Over the last decade, targeting both BRAF mutations and MEK, two genes in the MAPK signaling pathway, has been a standard treatment for melanoma. This approach helps slow or stop cancer growth by targeting critical points in the pathway. However, around 50% of patients with BRAF mutations will relapse within a year due to the cancer developing resistance to the drugs. Understanding the mechanisms of drug resistance is crucial to finding new strategies to combat this problem.
A recent study published in Cell Reports has identified one way in which cancer cells develop resistance to targeted therapy. The study found that melanomas can ‘break’ parts of their BRAF gene, leading to the creation of alternative forms of the protein that are less affected by BRAF inhibitors. This allows the cancer to reactivate the MAPK pathway and render the drugs less effective. The discovery of this mechanism provides new insights into drug resistance in melanoma.
Researchers found evidence of genomic deletions in melanomas that had not been treated, suggesting that the cancer can naturally develop resistance mechanisms on its own. Targeting these early resistance mechanisms through genetic testing before treatment could improve the efficacy of therapies. The study also revealed that genomic deletions may be a more widespread mechanism of resistance in various types of cancer, suggesting potential new targets for therapy development.
The findings could lead to the development of new therapies that target altBRAFs more effectively, improving outcomes for patients with BRAF mutations. Clinical trials with second-generation RAF inhibitors, with a broader spectrum of action, may be expanded to include melanoma patients with normal functioning BRAF genes. This approach could benefit a broader population of patients with different types of cancer expressing altBRAFs.
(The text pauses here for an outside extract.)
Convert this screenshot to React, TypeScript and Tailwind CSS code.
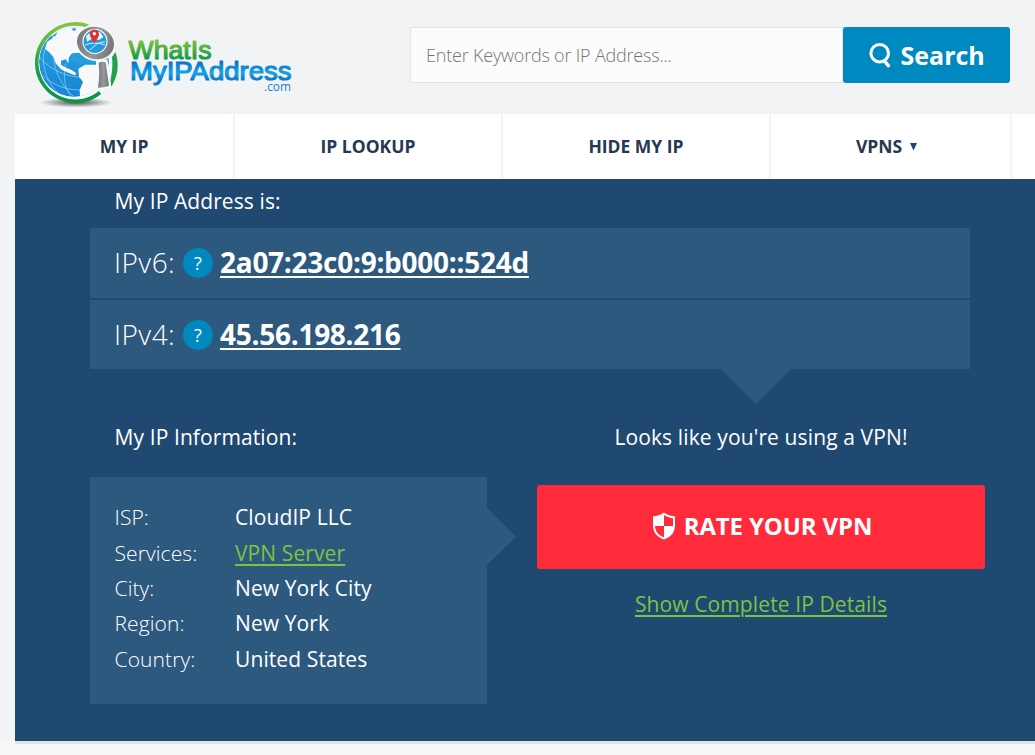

The research, led by Dr. Francisco Aya Moreno and Professor Juan Valcarcel, highlights the potential of combining clinical insight with scientific investigation to improve cancer therapies. By understanding how melanomas develop resistance and identifying new targets for therapy, researchers hope to make progress in the fight against cancer. The study was a collaborative effort involving researchers from the Centre for Genomic Regulation, IDIBAPS, and IRB Barcelona.